GMAP gff wrong direction of transcripts?
1
0
Entering edit mode
15 months ago
maria • 0

Hi all,

I am doing an assembly of a non-model organism transcriptome. I assembled the RNA-seq reads with Trinity (genome-guided assembly) and to get the gff, I mapped the fasta output from Trinity to the reference genome using GMAP. The gff output has MANY instances where even if the direction is specified as 'sense', the sign in the direction column is '-'. Same happens when the direction is 'antisense'. I thought it was weird because that seems to happen pretty much exactly half of the times. Here is an example:

LQNS02276481.1  phaw        gene    17436406        17487190        .       +       .       ID=TRINITY_GG_63141_c0_g1_i1.path1;Name=TRINITY_GG_63141_c0_g1_i1;**Dir=antisense**


I checked, and the correct direction seems to always be in 'Dir=', not in the direction column (the 7th column here, '+')

The command I ran was:

gmap -d phaw --gff3-add-separators=0 -f 2 -n 1 Trinity-GG.fasta > gmap_phaw.gff3

GMAP version 2020-06-01 called with args: gmap.sse42

RNA-Seq rna-seq Assembly alignment • 658 views
0
Entering edit mode

Very short transcripts (1 exon transcripts) are very difficult to predict the orientation of.

Try taking longer 2-3 exon transcripts. Check orientation, does it make sense with respect to the ATG, exons etc ?
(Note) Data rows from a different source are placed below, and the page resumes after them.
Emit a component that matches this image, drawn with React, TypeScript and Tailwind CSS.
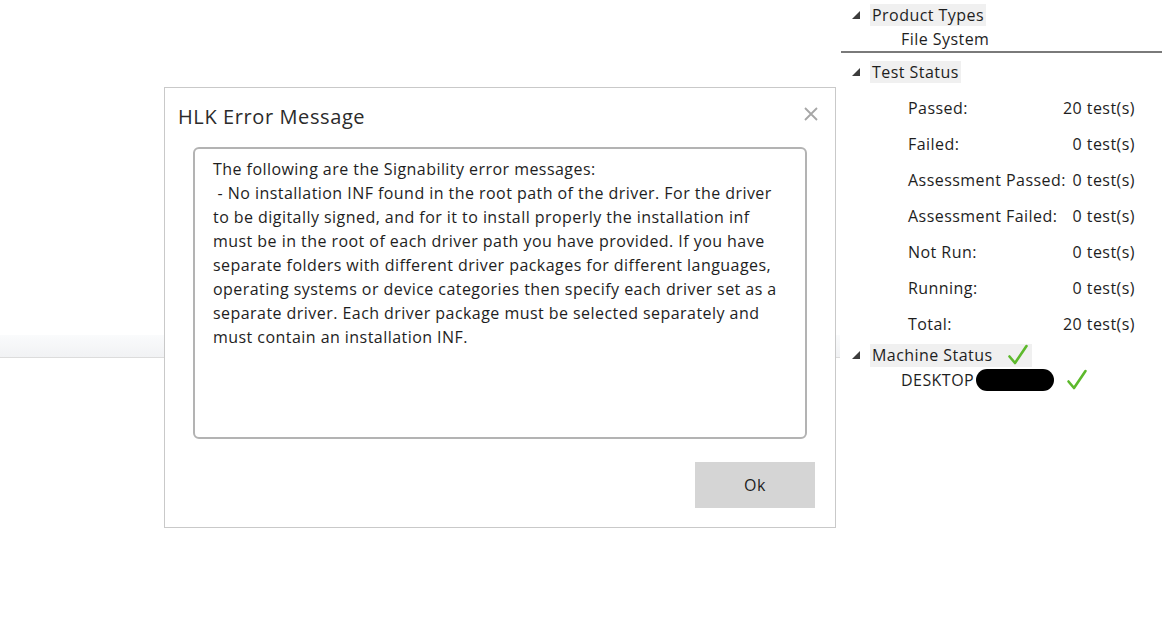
import React from 'react';

const font = { fontFamily: '"Open Sans", "Noto Sans", sans-serif' };

const Tri = () => (
  <svg width="10" height="10" viewBox="0 0 10 10" className="shrink-0">
    <polygon points="9,1 9,9 1,9" fill="#3c3c3c" />
  </svg>
);

const Check = ({ size = 22 }: { size?: number }) => (
  <svg width={size} height={size} viewBox="0 0 22 22">
    <path d="M2.5 12.5 L8 19 L19.5 2" fill="none" stroke="#5db92c" strokeWidth="2.6" strokeLinecap="round" strokeLinejoin="round" />
  </svg>
);

const stats: [string, string][] = [
  ['Passed:', '20 test(s)'],
  ['Failed:', '0 test(s)'],
  ['Assessment Passed:', '0 test(s)'],
  ['Assessment Failed:', '0 test(s)'],
  ['Not Run:', '0 test(s)'],
  ['Running:', '0 test(s)'],
  ['Total:', '20 test(s)'],
];

const lines = [
  'The following are the Signability error messages:',
  ' - No installation INF found in the root path of the driver. For the driver',
  'to be digitally signed, and for it to install properly the installation inf',
  'must be in the root of each driver path you have provided. If you have',
  'separate folders with different driver packages for different languages,',
  'operating systems or device categories then specify each driver set as a',
  'separate driver. Each driver package must be selected separately and',
  'must contain an installation INF.',
];

const App: React.FC = () => {
  return (
    <div className="relative w-[1162px] h-[628px] bg-white overflow-hidden flex text-[#1e1e1e] tracking-[0.45px]" style={font}>
      {/* main area behind the dialog */}
      <div className="w-[840px] shrink-0">
        <div className="mt-[335px] h-[23px] bg-gradient-to-b from-[#fafbfc] to-[#f1f2f4] border-b border-[#dcdcdc]" />
      </div>

      {/* summary tree */}
      <div className="w-[322px] shrink-0 text-[16px]">
        <div className="h-[30px] flex items-center pl-[11px]">
          <Tri />
          <span className="ml-[9px] px-[2px] h-[22px] flex items-center bg-[#f0f0f0]">Product Types</span>
        </div>
        <div className="h-[18px] flex items-center pl-[61px]">File System</div>
        <div className="mt-[3px] h-[2px] bg-[#7a7a7a] ml-[1px]" />
        <div className="h-[37px] flex items-center pl-[11px]">
          <Tri />
          <span className="ml-[9px] px-[2px] h-[22px] flex items-center bg-[#f0f0f0]">Test Status</span>
        </div>
        {stats.map(([label, value]) => (
          <div key={label} className="h-[36px] flex items-center pl-[68px] pr-[27px] justify-between">
            <span>{label}</span>
            <span>{value}</span>
          </div>
        ))}
        <div className="h-[26px] flex items-center pl-[11px]">
          <Tri />
          <span className="ml-[9px] pl-[2px] pr-[3px] h-[23px] flex items-center gap-[14px] bg-[#f0f0f0]">
            Machine Status
            <Check />
          </span>
        </div>
        <div className="h-[24px] flex items-center pl-[61px]">
          <span>DESKTOP</span>
          <span className="ml-[2px] w-[78px] h-[22px] bg-black rounded-full" />
          <span className="ml-[12px]"><Check /></span>
        </div>
      </div>

      {/* error dialog */}
      <div className="absolute left-[164px] top-[87px] w-[672px] h-[441px] bg-white border border-[#c9c9c9] flex flex-col">
        <div className="h-[58px] flex items-center justify-between pl-[13px] pr-[16px] shrink-0">
          <span className="text-[20px] tracking-[0.6px] text-[#2b2b2b]">HLK Error Message</span>
          <svg width="16" height="16" viewBox="0 0 16 16" className="-mt-[6px]">
            <path d="M2 2 L14 14 M14 2 L2 14" stroke="#a6a6a6" strokeWidth="1.8" />
          </svg>
        </div>
        <div className="ml-[28px] mt-[1px] w-[614px] h-[292px] shrink-0 border-2 border-[#b3b3b3] rounded-[6px] pt-[8px] pl-[18px] text-[16px] leading-[24px]">
          {lines.map((l, i) => (
            <div key={i} className="whitespace-pre">{l}</div>
          ))}
        </div>
        <div className="flex justify-end pr-[20px] mt-[23px]">
          <button className="w-[120px] h-[46px] bg-[#d5d5d5] text-[16px] text-[#1e1e1e]">Ok</button>
        </div>
      </div>
    </div>
  );
};

export default App;
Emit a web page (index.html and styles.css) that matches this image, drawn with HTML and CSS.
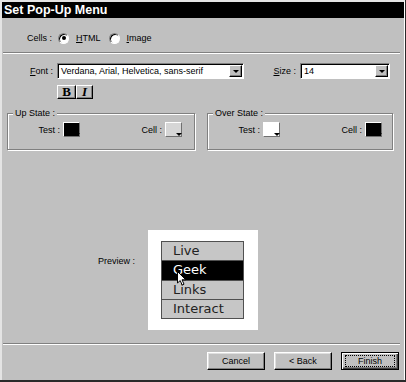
FILE: index.html
```html
<!DOCTYPE html>
<html lang="en">

<head>
    <meta charset="UTF-8">
    <title>Set Pop-Up Menu</title>
    <link rel="stylesheet" href="styles.css">
</head>

<body>
    <div class="dialog">
        <div class="title-bar">Set Pop-Up Menu</div>

        <div class="cells-row">
            <span class="cells-label">Cells :</span>
            <label class="radio-option">
                <span class="radio checked"></span><u>H</u>TML
            </label>
            <label class="radio-option">
                <span class="radio"></span><u>I</u>mage
            </label>
        </div>

        <div class="separator"></div>

        <div class="font-row">
            <span class="font-label"><u>F</u>ont :</span>
            <div class="combo font-combo">
                <span class="combo-text">Verdana, Arial, Helvetica, sans-serif</span>
                <span class="combo-btn"></span>
            </div>
            <span class="size-label"><u>S</u>ize :</span>
            <div class="combo size-combo">
                <span class="combo-text">14</span>
                <span class="combo-btn"></span>
            </div>
        </div>

        <div class="style-row">
            <span class="style-btn bold">B</span>
            <span class="style-btn italic">I</span>
        </div>

        <div class="states">
            <div class="group up-state">
                <div class="group-title">Up State :</div>
                <div class="swatch-row">
                    <span class="test-label">Test :</span>
                    <span class="swatch swatch-black"></span>
                    <span class="cell-label">Cell :</span>
                    <span class="swatch swatch-grey"></span>
                </div>
            </div>
            <div class="group over-state">
                <div class="group-title">Over State :</div>
                <div class="swatch-row">
                    <span class="test-label">Test :</span>
                    <span class="swatch swatch-white"></span>
                    <span class="cell-label">Cell :</span>
                    <span class="swatch swatch-black"></span>
                </div>
            </div>
        </div>

        <div class="preview-row">
            <span class="preview-label">Preview :</span>
            <div class="preview-box">
                <div class="menu">
                    <div class="menu-item">Live</div>
                    <div class="menu-item active">Geek</div>
                    <div class="menu-item">Links</div>
                    <div class="menu-item">Interact</div>
                    <!-- mouse pointer over the hovered item -->
                    <svg class="cursor" width="10" height="15" viewBox="0 0 10 15">
                        <path d="M0.5 0.5 L0.5 12 L3.2 9.6 L5.2 14 L7 13.2 L5 8.8 L8.8 8.8 Z" fill="#fff" stroke="#000" stroke-width="1" />
                    </svg>
                </div>
            </div>
        </div>

        <div class="separator bottom-separator"></div>

        <div class="buttons">
            <button class="btn">Cancel</button>
            <button class="btn">&lt; Back</button>
            <button class="btn default"><span class="focus">Finish</span></button>
        </div>
    </div>
</body>

</html>
```

FILE: styles.css
```css
body {
    margin: 0;
    background-color: #2a2a2a;
    font-family: "Liberation Sans", Arial, sans-serif;
    font-size: 9px;
    color: #000;
}

.dialog {
    width: 405px;
    height: 380px;
    box-sizing: border-box;
    background-color: #c0c0c0;
    border-top: 2px solid #e4e4e4;
    border-left: 2px solid #e4e4e4;
    border-right: 1px solid #fff;
    display: flex;
    flex-direction: column;
}

.title-bar {
    height: 16px;
    background-color: #000;
    color: #fff;
    font-size: 12.5px;
    font-weight: bold;
    line-height: 16px;
    padding-left: 2px;
}

.cells-row {
    height: 34px;
    box-sizing: border-box;
    padding: 6px 0 0 25px;
    display: flex;
    align-items: center;
}

.cells-label {
    margin-right: 6px;
}

.radio-option {
    display: flex;
    align-items: center;
    margin-right: 8px;
}

.radio {
    width: 9px;
    height: 9px;
    border-radius: 50%;
    border: 1px solid;
    border-color: #808080 #fff #fff #808080;
    background-color: #fff;
    box-shadow: inset 1px 1px 0 #000;
    display: flex;
    align-items: center;
    justify-content: center;
    margin-right: 7px;
}

.radio.checked::after {
    content: "";
    width: 4px;
    height: 4px;
    border-radius: 50%;
    background-color: #000;
}

.separator {
    height: 1px;
    background-color: #808080;
    border-bottom: 1px solid #fff;
    margin: 0 4px 0 1px;
}

.font-row {
    display: flex;
    align-items: center;
    margin-top: 9px;
    padding-left: 18px;
}

.font-label {
    width: 33px;
    text-align: right;
    margin-right: 4px;
}

.size-label {
    width: 24px;
    text-align: right;
    margin: 0 4px 0 28px;
}

.combo {
    height: 16px;
    box-sizing: border-box;
    background-color: #fff;
    border: 1px solid;
    border-color: #808080 #fff #fff #808080;
    box-shadow: inset 1px 1px 0 #000;
    padding: 1px;
    display: flex;
}

.font-combo {
    width: 187px;
}

.size-combo {
    width: 90px;
}

.combo-text {
    flex: 1;
    padding-left: 2px;
    line-height: 12px;
    white-space: nowrap;
    overflow: hidden;
}

.combo-btn {
    width: 13px;
    box-sizing: border-box;
    background-color: #c0c0c0;
    border: 1px solid;
    border-color: #fff #000 #000 #fff;
    box-shadow: inset -1px -1px 0 #808080;
    display: flex;
    align-items: center;
    justify-content: center;
}

.combo-btn::after {
    content: "";
    border-left: 3px solid transparent;
    border-right: 3px solid transparent;
    border-top: 3px solid #000;
}

.style-row {
    display: flex;
    margin-top: 6px;
    padding-left: 55px;
}

.style-btn {
    width: 19px;
    height: 14px;
    box-sizing: border-box;
    border: 1px solid;
    border-color: #fff #000 #000 #fff;
    box-shadow: inset -1px -1px 0 #808080;
    font-family: "Liberation Serif", "Times New Roman", serif;
    font-size: 13px;
    line-height: 12px;
    text-align: center;
}

.style-btn.bold {
    font-weight: bold;
}

.style-btn.italic {
    width: 17px;
    font-style: italic;
    font-weight: bold;
}

.states {
    display: flex;
    gap: 12px;
    margin-top: 14px;
    padding-left: 5px;
}

.group {
    height: 37px;
    box-sizing: border-box;
    border: 1px solid #808080;
    box-shadow: inset 1px 1px 0 #fff, 1px 1px 0 #fff;
}

.up-state {
    width: 188px;
}

.over-state {
    width: 186px;
}

.group-title {
    width: fit-content;
    margin: -6px 0 0 5px;
    padding: 0 2px;
    background-color: #c0c0c0;
    line-height: 11px;
}

.swatch-row {
    display: flex;
    align-items: center;
    margin-top: 3px;
}

.test-label {
    width: 52px;
    text-align: right;
    margin-right: 3px;
}

.cell-label {
    width: 82px;
    text-align: right;
    margin-right: 3px;
}

.swatch {
    width: 17px;
    height: 15px;
    box-sizing: border-box;
    border: 1px solid;
    border-color: #fff #707070 #707070 #fff;
    position: relative;
}

.swatch::after {
    content: "";
    position: absolute;
    right: -1px;
    bottom: 0;
    border-left: 3px solid transparent;
    border-right: 3px solid transparent;
    border-top: 3px solid #000;
}

.swatch-black {
    background-color: #000;
}

.swatch-grey {
    background-color: #d6d6d6;
}

.swatch-white {
    background-color: #fff;
}

.preview-row {
    display: flex;
    margin-top: 80px;
    padding-left: 93px;
}

.preview-label {
    width: 40px;
    text-align: right;
    margin: 26px 13px 0 0;
}

.preview-box {
    width: 110px;
    height: 100px;
    box-sizing: border-box;
    background-color: #fff;
    padding: 11px 14px 0 13px;
}

.menu {
    border: 1px solid #505050;
    position: relative;
    font-family: "DejaVu Sans", Verdana, sans-serif;
    font-size: 13px;
    color: #222;
}

.menu-item {
    height: 18px;
    line-height: 18px;
    padding-left: 11px;
    background-color: #c6c6c6;
    border-top: 1px solid #505050;
}

.menu-item:first-child {
    border-top: none;
}

.menu-item.active {
    height: 19px;
    background-color: #000;
    color: #fff;
}

.cursor {
    position: absolute;
    left: 15px;
    top: 29px;
}

.bottom-separator {
    margin-top: 13px;
}

.buttons {
    display: flex;
    justify-content: flex-end;
    gap: 9px;
    margin-top: 7px;
    padding-right: 5px;
}

.btn {
    width: 58px;
    height: 18px;
    box-sizing: border-box;
    padding: 0;
    background-color: #c0c0c0;
    border: 1px solid;
    border-color: #fff #000 #000 #fff;
    box-shadow: inset -1px -1px 0 #808080, inset 1px 1px 0 #dfdfdf;
    font-family: "Liberation Sans", Arial, sans-serif;
    font-size: 9px;
    color: #000;
    display: flex;
    align-items: center;
    justify-content: center;
}

.btn.default {
    border: 1px solid #000;
    box-shadow: inset 1px 1px 0 #fff, inset -1px -1px 0 #404040, inset -2px -2px 0 #808080;
}

.btn .focus {
    width: 48px;
    height: 10px;
    line-height: 10px;
    border: 1px dotted #000;
}
```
Visualize the GMAP gff3 and compare with existing annotated data in a web browser. Does it fit ?

1
Entering edit mode
3 months ago
alephreish ▴ 50

One year later: These are two different things. The strand (the 7th column) indicates orientation of the gene in the genome and doesn't depend on the direction of the query sequence, while the Dir= property indicates how the particular query sequence mapped onto the gene ('sense' would indicate that its orientation is the same as that of the gene - even if the gene is located on the '-' strain, while 'antisense' would indicate that is in reverse complement with respect to the gene sequence).